Exercise task
Copy out all lines in the data below containing the string "styles".
===== Source excerpt =====
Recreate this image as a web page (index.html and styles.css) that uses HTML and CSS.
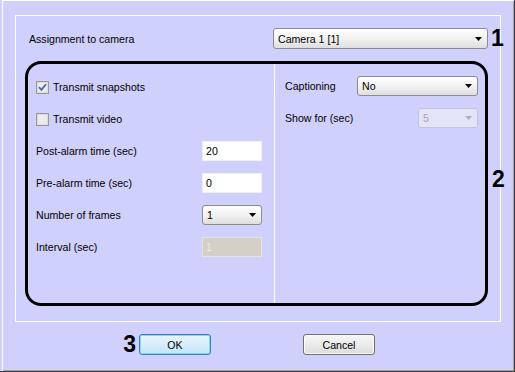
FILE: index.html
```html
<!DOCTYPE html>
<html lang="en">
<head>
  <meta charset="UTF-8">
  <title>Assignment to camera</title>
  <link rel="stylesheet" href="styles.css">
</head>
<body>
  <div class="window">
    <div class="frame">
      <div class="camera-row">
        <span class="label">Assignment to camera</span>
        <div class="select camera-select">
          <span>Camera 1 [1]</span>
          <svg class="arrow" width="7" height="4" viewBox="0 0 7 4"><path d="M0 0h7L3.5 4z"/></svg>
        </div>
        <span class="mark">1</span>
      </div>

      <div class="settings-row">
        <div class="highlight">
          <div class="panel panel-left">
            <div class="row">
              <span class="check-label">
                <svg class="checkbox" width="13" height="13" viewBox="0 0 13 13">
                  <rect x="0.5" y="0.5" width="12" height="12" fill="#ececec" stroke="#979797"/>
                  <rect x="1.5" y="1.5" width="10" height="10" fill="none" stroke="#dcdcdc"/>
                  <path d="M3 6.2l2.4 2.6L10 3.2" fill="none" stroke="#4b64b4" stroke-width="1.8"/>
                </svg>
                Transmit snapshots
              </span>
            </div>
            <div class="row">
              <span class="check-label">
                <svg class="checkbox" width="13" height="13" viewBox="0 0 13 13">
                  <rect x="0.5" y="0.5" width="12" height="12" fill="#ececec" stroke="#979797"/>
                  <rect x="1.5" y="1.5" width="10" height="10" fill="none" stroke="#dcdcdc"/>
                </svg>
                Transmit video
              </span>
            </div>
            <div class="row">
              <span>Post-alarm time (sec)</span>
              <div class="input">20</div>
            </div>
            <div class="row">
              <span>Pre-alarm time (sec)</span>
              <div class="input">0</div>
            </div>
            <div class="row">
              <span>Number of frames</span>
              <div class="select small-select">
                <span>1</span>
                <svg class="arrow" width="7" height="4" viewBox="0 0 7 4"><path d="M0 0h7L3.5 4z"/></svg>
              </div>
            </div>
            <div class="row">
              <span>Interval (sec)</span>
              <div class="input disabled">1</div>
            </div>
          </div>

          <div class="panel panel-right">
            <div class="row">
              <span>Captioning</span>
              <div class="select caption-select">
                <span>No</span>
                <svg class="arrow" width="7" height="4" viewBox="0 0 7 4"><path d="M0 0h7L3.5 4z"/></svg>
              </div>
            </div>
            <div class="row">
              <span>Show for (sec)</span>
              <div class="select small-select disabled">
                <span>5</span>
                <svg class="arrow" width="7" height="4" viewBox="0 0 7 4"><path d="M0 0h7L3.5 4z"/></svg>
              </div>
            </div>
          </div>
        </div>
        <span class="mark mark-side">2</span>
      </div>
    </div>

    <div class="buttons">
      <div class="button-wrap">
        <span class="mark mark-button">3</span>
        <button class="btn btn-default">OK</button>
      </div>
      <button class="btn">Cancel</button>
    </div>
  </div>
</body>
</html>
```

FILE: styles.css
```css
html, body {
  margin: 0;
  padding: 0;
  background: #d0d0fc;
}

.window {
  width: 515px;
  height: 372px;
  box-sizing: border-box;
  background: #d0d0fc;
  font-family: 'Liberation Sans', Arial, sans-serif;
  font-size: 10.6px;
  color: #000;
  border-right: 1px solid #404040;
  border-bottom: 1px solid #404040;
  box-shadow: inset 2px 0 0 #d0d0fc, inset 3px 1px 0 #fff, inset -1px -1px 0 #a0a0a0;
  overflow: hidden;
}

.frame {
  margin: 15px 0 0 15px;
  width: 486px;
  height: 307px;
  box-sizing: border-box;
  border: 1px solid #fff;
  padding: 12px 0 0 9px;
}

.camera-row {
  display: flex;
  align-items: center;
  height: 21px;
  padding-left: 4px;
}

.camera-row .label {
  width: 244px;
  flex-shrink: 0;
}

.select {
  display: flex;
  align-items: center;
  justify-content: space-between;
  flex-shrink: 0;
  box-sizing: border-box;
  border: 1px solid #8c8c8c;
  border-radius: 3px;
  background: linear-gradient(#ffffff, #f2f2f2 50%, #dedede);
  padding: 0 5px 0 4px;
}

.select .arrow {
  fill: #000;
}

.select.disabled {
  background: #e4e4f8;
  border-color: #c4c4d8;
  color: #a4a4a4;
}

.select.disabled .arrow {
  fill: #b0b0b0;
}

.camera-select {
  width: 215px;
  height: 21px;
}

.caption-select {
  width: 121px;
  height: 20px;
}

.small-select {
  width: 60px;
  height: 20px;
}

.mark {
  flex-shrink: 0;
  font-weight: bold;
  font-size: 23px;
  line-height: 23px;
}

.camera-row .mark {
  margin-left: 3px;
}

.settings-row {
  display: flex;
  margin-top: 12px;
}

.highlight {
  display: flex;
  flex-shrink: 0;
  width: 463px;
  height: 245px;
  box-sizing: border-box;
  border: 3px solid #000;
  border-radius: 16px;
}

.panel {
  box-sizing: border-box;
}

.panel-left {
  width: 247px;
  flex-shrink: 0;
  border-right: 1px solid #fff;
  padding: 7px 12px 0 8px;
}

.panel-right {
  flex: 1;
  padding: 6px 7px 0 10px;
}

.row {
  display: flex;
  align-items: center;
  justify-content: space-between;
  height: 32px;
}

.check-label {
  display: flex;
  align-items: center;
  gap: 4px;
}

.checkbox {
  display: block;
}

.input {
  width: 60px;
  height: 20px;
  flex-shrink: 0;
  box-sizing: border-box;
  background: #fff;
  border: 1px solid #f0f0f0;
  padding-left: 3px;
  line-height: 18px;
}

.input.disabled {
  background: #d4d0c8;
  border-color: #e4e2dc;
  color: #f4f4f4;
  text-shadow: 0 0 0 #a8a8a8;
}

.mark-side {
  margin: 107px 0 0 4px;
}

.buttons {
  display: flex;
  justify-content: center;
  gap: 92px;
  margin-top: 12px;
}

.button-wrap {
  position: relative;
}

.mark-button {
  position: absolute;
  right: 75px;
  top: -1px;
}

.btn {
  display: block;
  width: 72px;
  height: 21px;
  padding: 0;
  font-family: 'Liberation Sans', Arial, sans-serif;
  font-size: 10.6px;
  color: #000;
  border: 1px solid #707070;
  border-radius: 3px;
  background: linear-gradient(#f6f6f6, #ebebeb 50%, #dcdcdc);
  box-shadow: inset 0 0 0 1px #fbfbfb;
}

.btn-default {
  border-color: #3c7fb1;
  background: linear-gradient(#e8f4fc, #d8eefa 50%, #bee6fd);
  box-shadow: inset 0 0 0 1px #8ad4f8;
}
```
=====
Finished answer
Recreate this image as a web page (index.html and styles.css) that uses HTML and CSS.
  <link rel="stylesheet" href="styles.css">
FILE: styles.css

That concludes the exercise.